2) There was a shifting balance dynamic at work. Through stochastic processes blue eyes increased in frequency in one population, allowing it to become a trait marker in intergroup selective processes.
I lean strongly toward the former. The frequency of blue eyes is very high in Europe, higher than light hair. It is the only region of the world where this trait exists at high frequency, and obviously paternity confidence concerns are not limited just to European males, so it seems likely that if this was a very fit strategy it would spread quickly. As it is, it hasn’t spread throughout the rest of the world. I don’t really put much stock in #2 because I don’t see evidence for enough deme-to-deme population separation for eye color to be a viable selective marker.
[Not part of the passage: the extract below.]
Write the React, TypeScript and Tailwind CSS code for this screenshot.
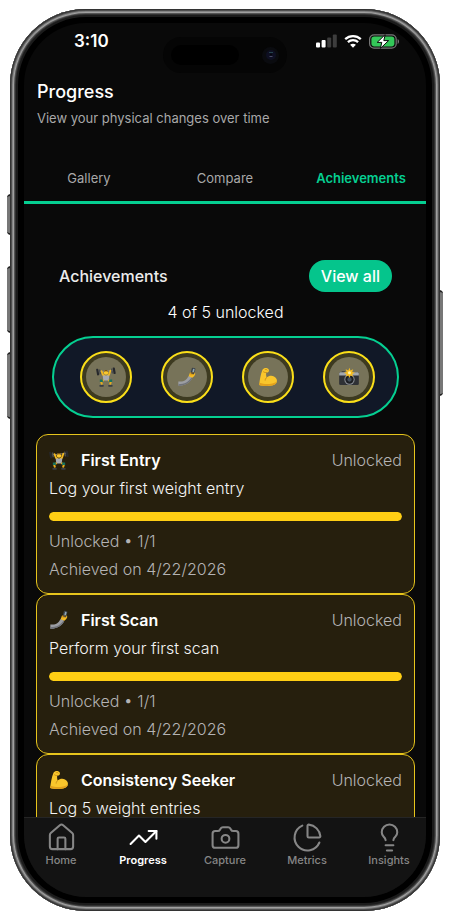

Europe is characterized by a gradient of eye color, not granular discrete pockets as seems would be more plausible for intergroup selection to be at work.
Addendum: Also, selection in this case only operates on males, so it is 1/2 the power as it would normally be on a blue eyed allele. Additionally, the lack of female preference in eye color suggests sexual dimorphism, which is a tendency that evolves rather slowly because of the necessity of modifier genes cued toward hormonal levels (or, coupled with genes on the Y chromosome). I don’t doubt the results, but I think something else than simple evolutionary psychology is at work.